Guardai un gabbiano, era l'unico a non sapere di me, volava senza alcuno scopo recondito, seguendo il movimento di ogni fibra interna e lasciando che il vento gli penetrasse le ali; il resto del paese, comprese le barriere degli scogli a pelo d'acqua, erano statici, annoiati da secoli; sono sempre gli annoiati a farsi gli affari degli altri; la noia può spingere a curiosità morbose, di fronte la noia i nostri segreti si sgretolano.
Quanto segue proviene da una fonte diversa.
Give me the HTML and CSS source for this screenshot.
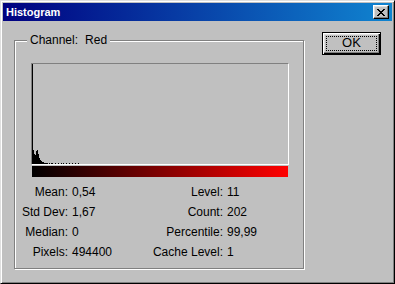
FILE: index.html
```html
<!DOCTYPE html>
<html>
<head>
<meta charset="utf-8">
<title>Histogram</title>
<link rel="stylesheet" href="styles.css">
</head>
<body>
<div class="window">
  <div class="titlebar">
    <span class="title">Histogram</span>
    <span class="close">
      <svg width="8" height="7" viewBox="0 0 8 7" shape-rendering="crispEdges">
        <path d="M0 0h2v1h-2zM6 0h2v1h-2zM1 1h2v1h-2zM5 1h2v1h-2zM2 2h4v1h-4zM3 3h2v1h-2zM2 4h4v1h-4zM1 5h2v1h-2zM5 5h2v1h-2zM0 6h2v1h-2zM6 6h2v1h-2z" fill="#000"/>
      </svg>
    </span>
  </div>

  <div class="content">
    <div class="group">
      <span class="legend"><span>Channel:</span><span>Red</span></span>

      <div class="histo">
        <svg width="256" height="100" viewBox="0 0 256 100" shape-rendering="crispEdges">
          <path fill="#000" d="M0 0h1v100h-1z
            M1 86h1v14h-1z M2 90h1v10h-1z M3 91h1v9h-1z M4 87h1v13h-1z
            M5 86h1v14h-1z M6 90h1v10h-1z M7 94h1v6h-1z M8 96h1v4h-1z
            M9 97h1v3h-1z M10 98h2v2h-2z M12 99h4v1h-4z
            M17 99h1v1h-1z M19 99h2v1h-2z M23 99h1v1h-1z M26 99h1v1h-1z
            M29 99h1v1h-1z M31 99h1v1h-1z M34 99h1v1h-1z M37 99h1v1h-1z
            M40 99h1v1h-1z M43 99h1v1h-1z M46 99h1v1h-1z"/>
        </svg>
      </div>
      <div class="ramp"></div>

      <div class="stats">
        <span class="label">Mean:</span><span class="value">0,54</span>
        <span class="label">Level:</span><span class="value">11</span>

        <span class="label">Std Dev:</span><span class="value">1,67</span>
        <span class="label">Count:</span><span class="value">202</span>

        <span class="label">Median:</span><span class="value">0</span>
        <span class="label">Percentile:</span><span class="value">99,99</span>

        <span class="label">Pixels:</span><span class="value">494400</span>
        <span class="label">Cache Level:</span><span class="value">1</span>
      </div>
    </div>

    <button class="ok"><span>OK</span></button>
  </div>
</div>
</body>
</html>
```
FILE: styles.css
```css
body {
  margin: 0;
  background-color: #c0c0c0;
  font-family: "Liberation Sans", Arial, sans-serif;
  font-size: 12px;
  color: #000;
}

.window {
  width: 395px;
  height: 284px;
  box-sizing: border-box;
  padding: 2px;
  border: 1px solid;
  border-color: #dfdfdf #000 #000 #dfdfdf;
  box-shadow: inset 1px 1px 0 #fff, inset -1px -1px 0 #808080;
  background-color: #c0c0c0;
}

/* title bar */
.titlebar {
  height: 18px;
  display: flex;
  align-items: center;
  justify-content: space-between;
  padding: 0 3px 0 3px;
  background: linear-gradient(to right, #000080, #1084d0);
}

.title {
  color: #fff;
  font-weight: bold;
  font-size: 11px;
}

.close {
  width: 16px;
  height: 14px;
  box-sizing: border-box;
  display: flex;
  align-items: center;
  justify-content: center;
  background-color: #c0c0c0;
  border: 1px solid;
  border-color: #fff #000 #000 #fff;
  box-shadow: inset -1px -1px 0 #808080, inset 1px 1px 0 #dfdfdf;
}

/* body of the dialog */
.content {
  display: flex;
  align-items: flex-start;
  padding-left: 11px;
}

.group {
  position: relative;
  width: 290px;
  height: 229px;
  box-sizing: border-box;
  margin-top: 19px;
  padding: 22px 0 0 16px;
  border: 1px solid #808080;
  box-shadow: inset 1px 1px 0 #fff, 1px 1px 0 #fff;
}

.legend {
  position: absolute;
  top: -8px;
  left: 12px;
  padding: 0 3px;
  display: flex;
  gap: 7px;
  line-height: 14px;
  background-color: #c0c0c0;
}

.histo {
  width: 256px;
  height: 100px;
  border: 1px solid;
  border-color: #808080 #fff #fff #808080;
}

.histo svg {
  display: block;
}

.ramp {
  width: 256px;
  height: 11px;
  margin: 1px 0 0 1px;
  background: linear-gradient(to right, #000, #ff0000);
}

.stats {
  display: grid;
  grid-template-columns: 49px 78px 77px auto;
  margin: 5px 0 0 -12px;
  line-height: 20px;
}

.label {
  text-align: right;
  white-space: nowrap;
}

.value {
  padding-left: 4px;
}

/* default push button */
.ok {
  width: 59px;
  height: 23px;
  margin: 11px 0 0 18px;
  padding: 3px;
  box-sizing: border-box;
  font-family: "Liberation Sans", Arial, sans-serif;
  font-size: 13px;
  color: #000;
  background-color: #c0c0c0;
  border: 1px solid #000;
  box-shadow: inset 1px 1px 0 #fff, inset -1px -1px 0 #000, inset -2px -2px 0 #808080, inset 2px 2px 0 #dfdfdf;
}

.ok span {
  display: block;
  height: 100%;
  line-height: 13px;
  outline: 1px dotted #000;
  outline-offset: -1px;
}
```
Tutti erano un po' annoiati e tutti sapevano, tranne quel gabbiano che mi stava alto sulla testa.


16 marzo 2014
Il tramonto estivo è quello che preferisco, le nuvole sono grigie ma dietro c'è ancora del rosso, il sole piano piano viene sbocconcellato dal profilo dei monti. E' dolce, è caldo, certo finisce qualcosa, ma senza alcuna cupezza. Il nostro amore è così, un tramonto estivo, che non è chiuso né aperto, sta a mezza strada, e respira come da una fessura, da una branchia di sole. L'altro giorno ci pensavo; niente somiglia a noi come l'estate. Gli ombrelloni dei lidi sempre tesi dal vento, la spiaggia consumata dai bagnanti, le barche lontane e audaci, i ragazzi sul muretto a bere birra. Siamo nati in estate, nell'unica stagione dove il tempo rallenta e i sogni si possono associare a tutto, magari vederli nei gabbiani sarebbe scontato, ma anche i pezzi di spugna martoriati dalle onde possono andare bene, anzi meglio, sembra che il mare non riesca mai a distruggerli.


30 marzo 2014
La campagna sannita sta a metà strada tra le montagne e il mare e qualsiasi altra posto fatto di prati e colline. Ha muscoli compressi in ogni linfa, vite, asparagina, gramigna. Non ha la leziosità delle colline toscane, né la solarità degli agrumeti o delle bouganville del litorale, né il verde bruno della foresta umbra, né la brulla sacralità delle distese pugliesi, né le tinte ocra dei promontori schiacciati tra Sassari ed Alghero; attorno Benevento ci sono piante piante basse e arbusti fitti, grovigli, giunchi di fiume, ortiche, ginestre, viti che l'umido d'inverno riduce a ragni, piante tisiche di mele, cachi, ciliegi, e soprattutto rovi che hanno ricci, spine e drupe nere come i capelli delle streghe. Aspetto che esploda con il tempo caldo ogni pianta, ogni gemma, tutto ciò che ha dimorato nella nebbia per un anno. Mi circondo le ossa di tutti i fiori intimiditi dall'inverno, di tutti i pistilli, come fossero promesse chiuse tra monti e bagnate da due fiumi che coi primi soli già alitano di vapori, quasi disegnano.

20 marzo 2014
Bisognerebbe sempre cercare una casa con visuale aperta: terrazzi, cortili, balconi, finestre lucernari, qualsiasi cosa, magari anche solo un buco, un interstizio, una breccia, una fessura, l'importante è che si possa guardare fuori. E' importante capire dove nasce il sole e dove tramonta e dove staziona durante le ore del giorno. Il sole c'è sempre anche in una giornata chiusa, di nuvole, o durante un temporale quando il cielo diventa nero come il carbone. Anche quando non si vede, sapere che c'è il sole è come immaginarlo dietro un sipario, è come dire che niente è eterno, che è legittimo sperare. Una casa deve mirare al sole come la freccia al bersaglio. Addirittura una buona esposizione penetra lo stato d'animo e lo allinea al tempo: il sole netto che sembra obbligarti a lanciare sfide, quello velato che sembra diluire i secondi, quello che va e che viene come le decisioni che non vorresti prendere, quello al tramonto che ogni giorno rinnova la parabola precaria dell'esistenza. Una buona casa, per quanto bella sia dentro, resta pur sempre un'eccezione all'aperto.